■ MATERIAL ■
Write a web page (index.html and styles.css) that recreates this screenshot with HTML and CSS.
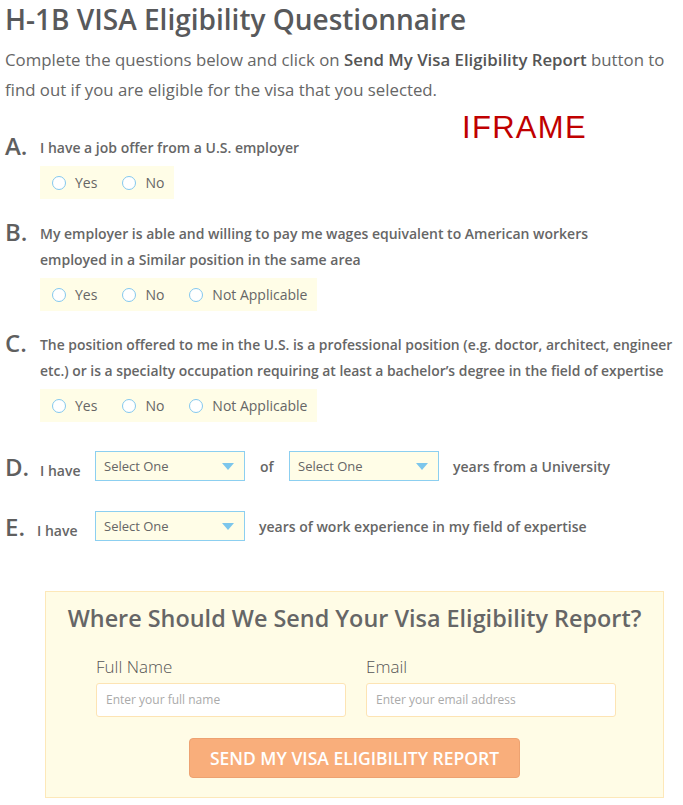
FILE: index.html
```html
<!DOCTYPE html>
<html lang="en">
<head>
<meta charset="utf-8">
<title>H-1B VISA Eligibility Questionnaire</title>
<link rel="stylesheet" href="styles.css">
</head>
<body>
<div class="page">
  <h1 class="title">H-1B VISA Eligibility Questionnaire</h1>
  <p class="intro">Complete the questions below and click on <b>Send My Visa Eligibility Report</b> button to find out if you are eligible for the visa that you selected.</p>
  <div class="iframe-label">IFRAME</div>

  <div class="question q-a">
    <div class="letter">A.</div>
    <div class="q-body">
      <div class="q-text">I have a job offer from a U.S. employer</div>
      <div class="options">
        <label class="opt"><span class="radio"></span>Yes</label>
        <label class="opt"><span class="radio"></span>No</label>
      </div>
    </div>
  </div>

  <div class="question q-b">
    <div class="letter">B.</div>
    <div class="q-body">
      <div class="q-text">My employer is able and willing to pay me wages equivalent to American workers<br>employed in a Similar position in the same area</div>
      <div class="options">
        <label class="opt"><span class="radio"></span>Yes</label>
        <label class="opt"><span class="radio"></span>No</label>
        <label class="opt"><span class="radio"></span>Not Applicable</label>
      </div>
    </div>
  </div>

  <div class="question q-c">
    <div class="letter">C.</div>
    <div class="q-body">
      <div class="q-text">The position offered to me in the U.S. is a professional position (e.g. doctor, architect, engineer<br>etc.) or is a specialty occupation requiring at least a bachelor’s degree in the field of expertise</div>
      <div class="options">
        <label class="opt"><span class="radio"></span>Yes</label>
        <label class="opt"><span class="radio"></span>No</label>
        <label class="opt"><span class="radio"></span>Not Applicable</label>
      </div>
    </div>
  </div>

  <div class="row-q q-d">
    <div class="letter">D.</div>
    <span class="row-text ihave">I have</span>
    <div class="select"><span>Select One</span><span class="arrow"></span></div>
    <span class="row-text of">of</span>
    <div class="select"><span>Select One</span><span class="arrow"></span></div>
    <span class="row-text after">years from a University</span>
  </div>

  <div class="row-q q-e">
    <div class="letter">E.</div>
    <span class="row-text ihave-e">I have</span>
    <div class="select"><span>Select One</span><span class="arrow"></span></div>
    <span class="row-text after-e">years of work experience in my field of expertise</span>
  </div>

  <div class="report">
    <h2 class="report-title">Where Should We Send Your Visa Eligibility Report?</h2>
    <div class="fields">
      <div class="field">
        <div class="field-label">Full Name</div>
        <div class="input">Enter your full name</div>
      </div>
      <div class="field">
        <div class="field-label">Email</div>
        <div class="input">Enter your email address</div>
      </div>
    </div>
    <div class="btn-wrap">
      <div class="btn">SEND MY VISA ELIGIBILITY REPORT</div>
    </div>
  </div>
</div>
</body>
</html>
```
FILE: styles.css
```css
* { box-sizing: border-box; }
html, body { margin: 0; padding: 0; background: #ffffff; }
body {
  font-family: "Open Sans", "Lato", sans-serif;
  color: #666666;
}
.page {
  position: relative;
  padding: 0 0 0 5px;
  width: 683px;
}
.title {
  margin: 0;
  font-size: 28px;
  line-height: 38px;
  font-weight: 600;
  color: #58595b;
}
.intro {
  margin: 7px 0 0;
  max-width: 672px;
  font-size: 16.8px;
  line-height: 30px;
  color: #666;
}
.intro b { font-weight: 600; color: #555; }
.iframe-label {
  position: absolute;
  left: 462px;
  top: 108px;
  font-family: "Liberation Sans", sans-serif;
  font-size: 31px;
  line-height: 40px;
  color: #c00000;
  letter-spacing: 1.3px;
}
.question {
  display: flex;
  align-items: flex-start;
}
.q-a { margin-top: 30px; }
.q-b { margin-top: 22px; }
.q-c { margin-top: 21px; }
.letter {
  width: 35px;
  flex: none;
  font-size: 24px;
  line-height: 26px;
  font-weight: 600;
  color: #5f5f5f;
  margin-top: -2px;
}
.q-text {
  font-size: 14px;
  line-height: 26px;
  font-weight: 600;
  color: #666;
}
.q-c .q-text { font-size: 13.9px; }
.options {
  display: inline-flex;
  align-items: center;
  margin-top: 5px;
  height: 33px;
  padding: 0 10px 0 12px;
  background: #fffde7;
  gap: 25px;
  font-size: 14px;
  color: #666;
}
.opt {
  display: inline-flex;
  align-items: center;
}
.radio {
  width: 14px;
  height: 14px;
  border: 1.5px solid #84c8ee;
  border-radius: 50%;
  background: #fff;
  margin-right: 9px;
}
.row-q {
  display: flex;
  align-items: center;
  height: 30px;
}
.row-q .letter { margin-top: 2px; }
.q-d { margin-top: 29px; }
.q-e { margin-top: 30px; }
.row-text {
  font-size: 14px;
  font-weight: 600;
  color: #666;
}
.ihave { width: 55px; padding-top: 8px; }
.ihave-e { width: 58px; margin-left: -3px; padding-top: 8px; }
.of { width: 44px; padding-left: 15px; }
.after { padding-left: 14px; }
.after-e { padding-left: 14px; }
.select {
  width: 150px;
  height: 30px;
  border: 1.5px solid #8ccff0;
  background: #fffde7;
  display: flex;
  align-items: center;
  justify-content: space-between;
  padding: 0 10px 0 8px;
  font-size: 13px;
  color: #666;
}
.arrow {
  width: 0;
  height: 0;
  border-left: 6px solid transparent;
  border-right: 6px solid transparent;
  border-top: 7px solid #7cc6ec;
}
.report {
  margin: 50px 0 0 40px;
  width: 619px;
  background: #fffce6;
  border: 1px solid #fde8b9;
  padding: 10px 0 19px;
}
.report-title {
  margin: 0;
  text-align: center;
  font-size: 23.4px;
  line-height: 32px;
  font-weight: 600;
  color: #666;
}
.fields {
  display: flex;
  gap: 20px;
  padding: 22px 0 0 50px;
}
.field { width: 250px; }
.field-label {
  font-size: 17px;
  line-height: 22px;
  font-weight: 300;
  color: #555;
  margin-bottom: 5px;
}
.input {
  height: 34px;
  background: #fff;
  border: 1px solid #fde4b4;
  border-radius: 3px;
  padding: 0 9px;
  font-size: 12px;
  line-height: 32px;
  color: #aaa;
}
.btn-wrap {
  display: flex;
  justify-content: center;
  margin-top: 21px;
}
.btn {
  width: 331px;
  height: 40px;
  background: #f9ae7b;
  border: 1px solid #eda271;
  border-radius: 4px;
  color: #fff;
  font-size: 17.5px;
  font-weight: 600;
  line-height: 38px;
  text-align: center;
}
```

■ WHAT YOU ARE ASKED TO DO ■
Skip the images and write out the rest of the listing exactly.

■ SOLUTION TO THIS PROBLEM ■
Write a web page (index.html and styles.css) that recreates this screenshot with HTML and CSS.
FILE: index.html
```html
<!DOCTYPE html>
<html lang="en">
<head>
<meta charset="utf-8">
<title>H-1B VISA Eligibility Questionnaire</title>
<link rel="stylesheet" href="styles.css">
</head>
<body>
<div class="page">
  <h1 class="title">H-1B VISA Eligibility Questionnaire</h1>
  <p class="intro">Complete the questions below and click on <b>Send My Visa Eligibility Report</b> button to find out if you are eligible for the visa that you selected.</p>
  <div class="iframe-label">IFRAME</div>

  <div class="question q-a">
    <div class="letter">A.</div>
    <div class="q-body">
      <div class="q-text">I have a job offer from a U.S. employer</div>
      <div class="options">
        <label class="opt"><span class="radio"></span>Yes</label>
        <label class="opt"><span class="radio"></span>No</label>
      </div>
    </div>
  </div>

  <div class="question q-b">
    <div class="letter">B.</div>
    <div class="q-body">
      <div class="q-text">My employer is able and willing to pay me wages equivalent to American workers<br>employed in a Similar position in the same area</div>
      <div class="options">
        <label class="opt"><span class="radio"></span>Yes</label>
        <label class="opt"><span class="radio"></span>No</label>
        <label class="opt"><span class="radio"></span>Not Applicable</label>
      </div>
    </div>
  </div>

  <div class="question q-c">
    <div class="letter">C.</div>
    <div class="q-body">
      <div class="q-text">The position offered to me in the U.S. is a professional position (e.g. doctor, architect, engineer<br>etc.) or is a specialty occupation requiring at least a bachelor’s degree in the field of expertise</div>
      <div class="options">
        <label class="opt"><span class="radio"></span>Yes</label>
        <label class="opt"><span class="radio"></span>No</label>
        <label class="opt"><span class="radio"></span>Not Applicable</label>
      </div>
    </div>
  </div>

  <div class="row-q q-d">
    <div class="letter">D.</div>
    <span class="row-text ihave">I have</span>
    <div class="select"><span>Select One</span><span class="arrow"></span></div>
    <span class="row-text of">of</span>
    <div class="select"><span>Select One</span><span class="arrow"></span></div>
    <span class="row-text after">years from a University</span>
  </div>

  <div class="row-q q-e">
    <div class="letter">E.</div>
    <span class="row-text ihave-e">I have</span>
    <div class="select"><span>Select One</span><span class="arrow"></span></div>
    <span class="row-text after-e">years of work experience in my field of expertise</span>
  </div>

  <div class="report">
    <h2 class="report-title">Where Should We Send Your Visa Eligibility Report?</h2>
    <div class="fields">
      <div class="field">
        <div class="field-label">Full Name</div>
        <div class="input">Enter your full name</div>
      </div>
      <div class="field">
        <div class="field-label">Email</div>
        <div class="input">Enter your email address</div>
      </div>
    </div>
    <div class="btn-wrap">
      <div class="btn">SEND MY VISA ELIGIBILITY REPORT</div>
    </div>
  </div>
</div>
</body>
</html>
```
FILE: styles.css
```css
* { box-sizing: border-box; }
html, body { margin: 0; padding: 0; background: #ffffff; }
body {
  font-family: "Open Sans", "Lato", sans-serif;
  color: #666666;
}
.page {
  position: relative;
  padding: 0 0 0 5px;
  width: 683px;
}
.title {
  margin: 0;
  font-size: 28px;
  line-height: 38px;
  font-weight: 600;
  color: #58595b;
}
.intro {
  margin: 7px 0 0;
  max-width: 672px;
  font-size: 16.8px;
  line-height: 30px;
  color: #666;
}
.intro b { font-weight: 600; color: #555; }
.iframe-label {
  position: absolute;
  left: 462px;
  top: 108px;
  font-family: "Liberation Sans", sans-serif;
  font-size: 31px;
  line-height: 40px;
  color: #c00000;
  letter-spacing: 1.3px;
}
.question {
  display: flex;
  align-items: flex-start;
}
.q-a { margin-top: 30px; }
.q-b { margin-top: 22px; }
.q-c { margin-top: 21px; }
.letter {
  width: 35px;
  flex: none;
  font-size: 24px;
  line-height: 26px;
  font-weight: 600;
  color: #5f5f5f;
  margin-top: -2px;
}
.q-text {
  font-size: 14px;
  line-height: 26px;
  font-weight: 600;
  color: #666;
}
.q-c .q-text { font-size: 13.9px; }
.options {
  display: inline-flex;
  align-items: center;
  margin-top: 5px;
  height: 33px;
  padding: 0 10px 0 12px;
  background: #fffde7;
  gap: 25px;
  font-size: 14px;
  color: #666;
}
.opt {
  display: inline-flex;
  align-items: center;
}
.radio {
  width: 14px;
  height: 14px;
  border: 1.5px solid #84c8ee;
  border-radius: 50%;
  background: #fff;
  margin-right: 9px;
}
.row-q {
  display: flex;
  align-items: center;
  height: 30px;
}
.row-q .letter { margin-top: 2px; }
.q-d { margin-top: 29px; }
.q-e { margin-top: 30px; }
.row-text {
  font-size: 14px;
  font-weight: 600;
  color: #666;
}
.ihave { width: 55px; padding-top: 8px; }
.ihave-e { width: 58px; margin-left: -3px; padding-top: 8px; }
.of { width: 44px; padding-left: 15px; }
.after { padding-left: 14px; }
.after-e { padding-left: 14px; }
.select {
  width: 150px;
  height: 30px;
  border: 1.5px solid #8ccff0;
  background: #fffde7;
  display: flex;
  align-items: center;
  justify-content: space-between;
  padding: 0 10px 0 8px;
  font-size: 13px;
  color: #666;
}
.arrow {
  width: 0;
  height: 0;
  border-left: 6px solid transparent;
  border-right: 6px solid transparent;
  border-top: 7px solid #7cc6ec;
}
.report {
  margin: 50px 0 0 40px;
  width: 619px;
  background: #fffce6;
  border: 1px solid #fde8b9;
  padding: 10px 0 19px;
}
.report-title {
  margin: 0;
  text-align: center;
  font-size: 23.4px;
  line-height: 32px;
  font-weight: 600;
  color: #666;
}
.fields {
  display: flex;
  gap: 20px;
  padding: 22px 0 0 50px;
}
.field { width: 250px; }
.field-label {
  font-size: 17px;
  line-height: 22px;
  font-weight: 300;
  color: #555;
  margin-bottom: 5px;
}
.input {
  height: 34px;
  background: #fff;
  border: 1px solid #fde4b4;
  border-radius: 3px;
  padding: 0 9px;
  font-size: 12px;
  line-height: 32px;
  color: #aaa;
}
.btn-wrap {
  display: flex;
  justify-content: center;
  margin-top: 21px;
}
.btn {
  width: 331px;
  height: 40px;
  background: #f9ae7b;
  border: 1px solid #eda271;
  border-radius: 4px;
  color: #fff;
  font-size: 17.5px;
  font-weight: 600;
  line-height: 38px;
  text-align: center;
}
```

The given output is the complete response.